Running distributed systems in production can be tremendously challenging. In this session, we will cover common problems and failures seen with distributed systems, and discuss design patterns that can used to maintain data integrity and availability when everything goes wrong. We will use Druid as a real world case study of how these patterns are implemented in an open source technology.

Attendees will learn first hand about the multitude of software, hardware, network, and data center problems that can arise with running distributed systems, and the features that are required for availability and survivability. To provide real world examples, we will examine the architecture of Druid, and how the system is designed to power applications that need to be up 24/7. We will also cover common pitfalls with running distributed systems in various environments, including the trade-offs with on-premise and cloud deployments.

Finally, we will cover best practices around properly instrumenting monitoring and alerting for distributed systems. We will examine various open source technologies that can be used for efficient monitoring, and how these technologies can be used to maintain the availability of your cluster.

We hope this session will help you better use, design, and monitor your data systems.

Additional Links:

  • Intro reading list about distributed systems: 


Interview with Fangjin Yang

QCon: Your talk is called "Architecting Distributed Databases for Failure." Can you tell me about it?

Fangjin: The talk is about architectural patterns that exist with building distributed databases and some of the lessons learned building an open source distributed database. All distributed databases have a lot of principles in common (such as the way that distributed systems can survive failure). Academia has been talking about this for ages. What I want to do is talk about some of these main principles and use examples from an open source project called Druid as an example of a real world case study in which these principles are implemented.

QCon: You mention Druid as an example of building a distributed database, what is Druid?

Fangjin: Druid is an open source column-oriented distributed database. It's primarily designed for analytics and business intelligence. If you're familiar with data warehousing world, it's a database that's really good for OLAP queries and streaming your data into the database directly.

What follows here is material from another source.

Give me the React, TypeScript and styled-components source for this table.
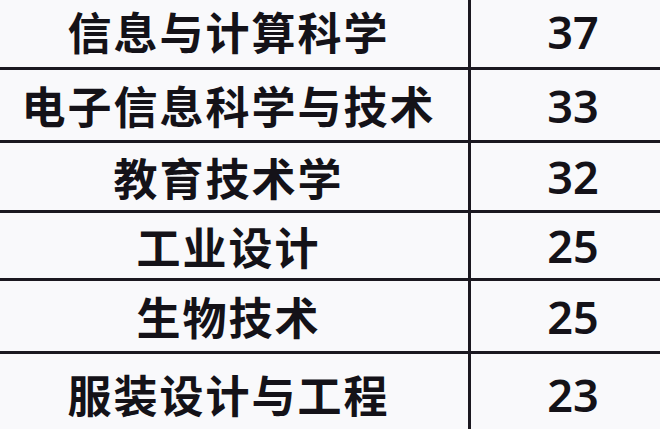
import React from "react";
import styled, { createGlobalStyle } from "styled-components";

const GlobalStyle = createGlobalStyle`
  html, body {
    margin: 0;
    padding: 0;
    background: #f9f9fb;
    overflow: hidden;
  }
  body {
    font-family: "Noto Sans CJK SC", "Noto Sans", sans-serif;
  }
`;

const Table = styled.div`
  width: 685px;
  margin-left: -10px;
  margin-top: -5px;
  display: flex;
  flex-direction: column;
  background: #f9f9fb;
`;

const Row = styled.div<{ $h: number; $last?: boolean }>`
  display: grid;
  grid-template-columns: 481px 1fr;
  height: ${(p) => p.$h}px;
  border-bottom: ${(p) => (p.$last ? "none" : "3px solid #1b1820")};
`;

const NameCell = styled.div`
  display: flex;
  align-items: center;
  justify-content: center;
  border-right: 3px solid #1b1820;
  font-family: "Noto Sans CJK SC", sans-serif;
  font-weight: 700;
  font-size: 44px;
  letter-spacing: 2px;
  color: #141218;
  padding-right: 1px;
`;

const CountCell = styled.div`
  display: flex;
  align-items: center;
  justify-content: center;
  font-family: "Noto Sans", "Noto Sans CJK SC", sans-serif;
  font-weight: 600;
  font-size: 45px;
  color: #141218;
`;

const rows: { name: string; count: number; h: number }[] = [
  { name: "信息与计算科学", count: 37, h: 72 },
  { name: "电子信息科学与技术", count: 33, h: 70 },
  { name: "教育技术学", count: 32, h: 67 },
  { name: "工业设计", count: 25, h: 65 },
  { name: "生物技术", count: 25, h: 70 },
  { name: "服装设计与工程", count: 23, h: 80 },
];

export default function App() {
  return (
    <>
      <GlobalStyle />
      <Table>
        {rows.map((r, i) => (
          <Row key={i} $h={r.h} $last={i === rows.length - 1}>
            <NameCell>{r.name}</NameCell>
            <CountCell>{r.count}</CountCell>
          </Row>
        ))}
      </Table>
    </>
  );
}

QCon: So how will your background developing Druid affect your talk?

Fangjin: One thing I was hoping to do was talk a little bit about how you do a rolling update on a distributed system, and why it makes sense to have a management component be a part of rolling updates.

From the very beginning with Druid, we decided that we wanted to be able to do rolling deployments. Druid has various components built in to allow you to do take down on process at a time without any loss of data. If you bring that process back up, Druid has a very quick way of restoring state. There is a management piece that says "hey, one of my servers went down, I might need to start redistributing load and replicating missing data." If the server that went down comes back pretty fast, then the management piece says "OK, the server has been restored I don't have to do anything." It's part of the reason why Druid has many different components. It has dedicated components monitoring the state of the cluster. I would leverage similar stories of these types of experiences in my talk.

QCon: How is your talk going to be structured?

Fangjin: First, I thought I would discuss about the different types of failures that can occur (from the small failures to the oh crap, everything is broken failures). From there, I want to cover a bit about the main principles that distributed systems implement to handle these various classes of failures and the typical patterns that systems follow. The third part would be more of the case study where I've implements some of these principles like the rolling deployment example about. The last part is really about how how does all this actually function in a working system.

QCon: What is the main take away someone might have coming to your talk?

Fangjin: I think the main takeaway that I hope people get out of this talk is things are going to break. It's not the end of the world. There are a lot of things you can do to survive various types of failures.